A small business looking to thrive in today’s world needs to be on top of costs. Reducing margins is the only way to survive when there is so much competition and many barriers to success. Therefore, being attentive to higher costs, such as energy, can significantly affect your margins. Here we offer advice on six signs that you need to change your energy supplier or your relationship with them.
Your current systems are inefficient
When thinking about your electricity and gas bills, you also need to look at your capital expenditure and the age of the facilities within a workplace. An old boiler could be draining your energy supplies and causing your bills to soar. Newer boilers are built to be energy efficient and you could find the new tech paying for itself relatively quickly.
Equally, changing your air conditioning or getting it serviced regularly can also save you money. Cooling your building and making sure the air is safe to breathe is as expensive as heating. Consequently, you may want to do an evaluation of your whole HVAC system.
Doing an energy audit, working out where your energy is being used, is a way you can immediately take control of your bills and increase the margins for your business. It might be that all you need to do is educate your team members of best practice when leaving work on an evening.

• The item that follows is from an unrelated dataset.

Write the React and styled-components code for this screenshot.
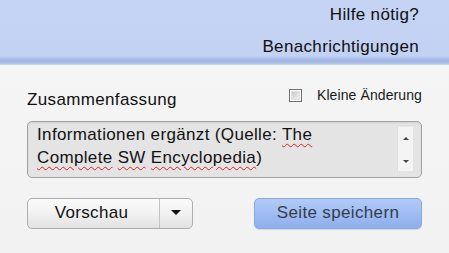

Turning off computers and monitors at the socket could do wonders for your margins.
Much of these energy efficiencies could be managed with the introduction of smart technologies. A smart meter or energy monitor is a great place to start, as it allows you to investigate where inefficiencies are occurring. You would be surprised how much an old kettle drains your electricity throughout the day, and a small change here isn’t going to cost the Earth.
Equally, investing in a smart thermostat is a simple beginning too. It can help you to set different temperatures in different areas and not have to heat the entirety of a large building. Keeping empty meeting rooms heated is an expensive luxury and one you do not have to pay.
There are so many other ways to make your use cost effective. While introducing some of these technologies might feel expensive, there will be a significant return on investment.
It might be that you do not have the money to invest in some of these bigger upgrades. Times are difficult and a few thousand pounds here or there is impossible to spare. When looking to upgrade your energy use, you can start small. For instance, count the number of lightbulbs in your business. If you are using old bulbs and not the new LED lights, you are using more energy than you need. Change each of these and the savings will add up over time.
A quick search on a comparison website will let you know if you’re paying too much for your utilities. An upgrade to your energy supply could come with a few clicks on the internet, as you search out a better price from a new supplier. If you can’t remember the last time you changed your supplier, now might be the time to see what money you could save.
Cutting costs to maximise profits
Choosing to deep dive into your energy costs is a must in a time when margins are tight. Inflation and world instability have made it clear that we need to be proactive in our use of gas and electricity. Therefore, making any efficiency adjustments is going to help – even if they are small decisions like changing a lightbulb.